The crowd didn’t really know who Jesus was. They were just caught up in the excitement — happy to shout hosanna if it looked hopeful that this one was the one — but just as happy to shout ‘crucify’ when the mood changed.

A few years ago, there was a harrowing story on the news of a young asylum seeker who was brutally attacked in Croydon. The news reports suggested that up to 30 people were involved in the attack, egged on by one another: they all joined in the violence.

Crowds can be dangerous. Interestingly, the term ‘mob,’ comes from the Latin mobile vulgus, which means ‘fickle crowd.’ Crowds can be dangerous, and crowds can be fickle.

FICKLE DISCIPLES

From Judas’a pre-meditated betrayal to Peter’s moment of fear — ‘I don’t know the man you’re speaking of’ — the disciples too, are fickle in their response to Jesus.

The disciples were quick to express words of confident faith: Lord, I believe! I will follow you wherever you go. Though others fall away, I never will.

Confident faith — yet the words weren’t able to carry the truth that they intended. For they would fall away, all of them. When it was all going wrong, their confident faith would let them down.

The crowds were fickle, the disciples were fickle.

I’M FICKLE TOO

I’m also fickle in my response to Jesus. ‘I will offer up my life,’ I’m happy to sing, but some days I don’t manage to offer up a couple of minutes of prayer, and certainly not anything as comprehensive as my life.

In Holy Week we’re invited to acknowledge the fragility and fickleness of our faith too. Like the crowd, like the disciples, we are fickle too.

GOD IS FAITHFUL

Holy Week points us again and again to a God who is faithful, who will continue to reach out to us in love, though our response to Him may be half-hearted and fickle

As Jesus journeyed to the cross, he was surrounded by some of the worst characteristics of humanity; the greed of Judas, the arrogance of Peter, the cowardice of Pilate, and the jealousy of the High Priest.
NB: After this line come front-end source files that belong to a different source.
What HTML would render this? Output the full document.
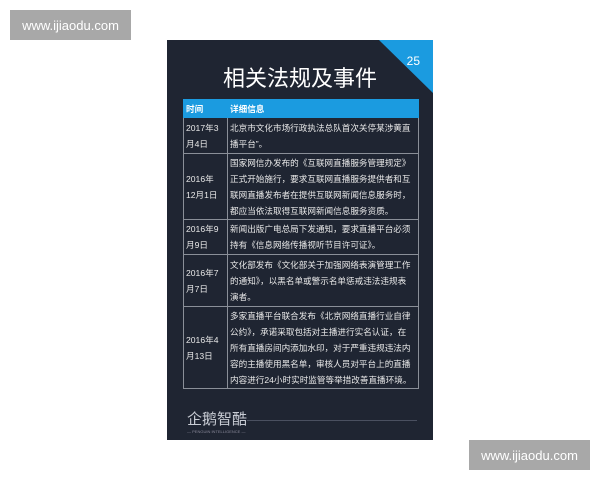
<!DOCTYPE html>
<html><head><meta charset="utf-8"><style>
body{margin:0;width:600px;height:480px;background:#fff;position:relative;overflow:hidden;font-family:"Liberation Sans","Noto Sans CJK SC",sans-serif}
.wm{position:absolute;background:#a8a8a8;color:#fff;font-size:13px;display:flex;align-items:center;justify-content:center}
.panel{position:absolute;left:167px;top:40px;width:266px;height:400px;background:#1f2532;overflow:hidden}
.tri{position:absolute;right:0;top:0;width:0;height:0;border-top:53px solid #1b9be0;border-left:54px solid transparent}
.num{position:absolute;right:13px;top:14px;color:#fff;font-size:12px}
.title{position:absolute;left:52px;width:162px;top:21px;text-align:center;color:#fff;font-size:22px;letter-spacing:0}
table{position:absolute;left:16px;top:59px;width:236px;border-collapse:collapse;font-size:8.6px;color:#e8e8e8;table-layout:fixed}
td,th{border:1px solid #8a8f98;padding:0 2px;line-height:16px;vertical-align:middle;text-align:left;white-space:nowrap;overflow:hidden}
th{background:#1b9be0;color:#fff;font-weight:bold;height:17px;border-color:#1b9be0}
.logo{position:absolute;left:20px;top:368px;color:#c8ccd4;font-size:15px}
.logo small{display:block;font-size:4px;color:#889}
.line{position:absolute;left:80px;top:380px;width:170px;height:1px;background:#4a5060}
</style></head><body>
<div class="wm" style="left:10px;top:10px;width:121px;height:30px">www.ijiaodu.com</div>
<div class="wm" style="left:469px;top:440px;width:121px;height:30px">www.ijiaodu.com</div>
<div class="panel">
<div class="tri"></div><div class="num">25</div>
<div class="title">相关法规及事件</div>
<table>
<colgroup><col style="width:44px"><col></colgroup>
<tr><th>时间</th><th>详细信息</th></tr>
<tr style="height:36px"><td>2017年3<br>月4日</td><td>北京市文化市场行政执法总队首次关停某涉黄直<br>播平台”。</td></tr>
<tr style="height:66px"><td>2016年<br>12月1日</td><td>国家网信办发布的《互联网直播服务管理规定》<br>正式开始施行，要求互联网直播服务提供者和互<br>联网直播发布者在提供互联网新闻信息服务时，<br>都应当依法取得互联网新闻信息服务资质。</td></tr>
<tr style="height:35px"><td>2016年9<br>月9日</td><td>新闻出版广电总局下发通知，要求直播平台必须<br>持有《信息网络传播视听节目许可证》。</td></tr>
<tr style="height:52px"><td>2016年7<br>月7日</td><td>文化部发布《文化部关于加强网络表演管理工作<br>的通知》，以黑名单或警示名单惩戒违法违规表<br>演者。</td></tr>
<tr style="height:82px"><td>2016年4<br>月13日</td><td>多家直播平台联合发布《北京网络直播行业自律<br>公约》，承诺采取包括对主播进行实名认证，在<br>所有直播房间内添加水印，对于严重违规违法内<br>容的主播使用黑名单，审核人员对平台上的直播<br>内容进行24小时实时监管等举措改善直播环境。</td></tr>
</table>
<div class="logo">企鹅智酷<small>— PENGUIN INTELLIGENCE —</small></div>
<div class="line"></div>
</div>
</body></html>
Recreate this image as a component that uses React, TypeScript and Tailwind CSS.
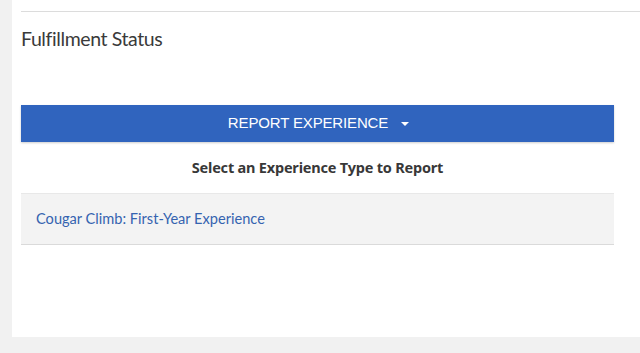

Yet he continued in complete obedience to his heavenly father, to fulfil his mission. ‘It is finished,’ he said.

The journey through Holy Week and towards Easter is a vital one to make every year. Every year we remember the same events, but every year God speaks to us differently through them. Every year there are new resonances and parallels in our own lives, new aspects that we hadn’t noticed before. As I look, each year, at the darkness of the human failure that surrounded Jesus, it encourages me about the depth of God’s grace, and the reality of his forgiveness, for them, and for me.

And as I journey with Jesus through Holy Week each year, there’s always more to be known, more to be understood, of the price that was paid, the victory that was accomplished, the faithful love that conquered on the cross.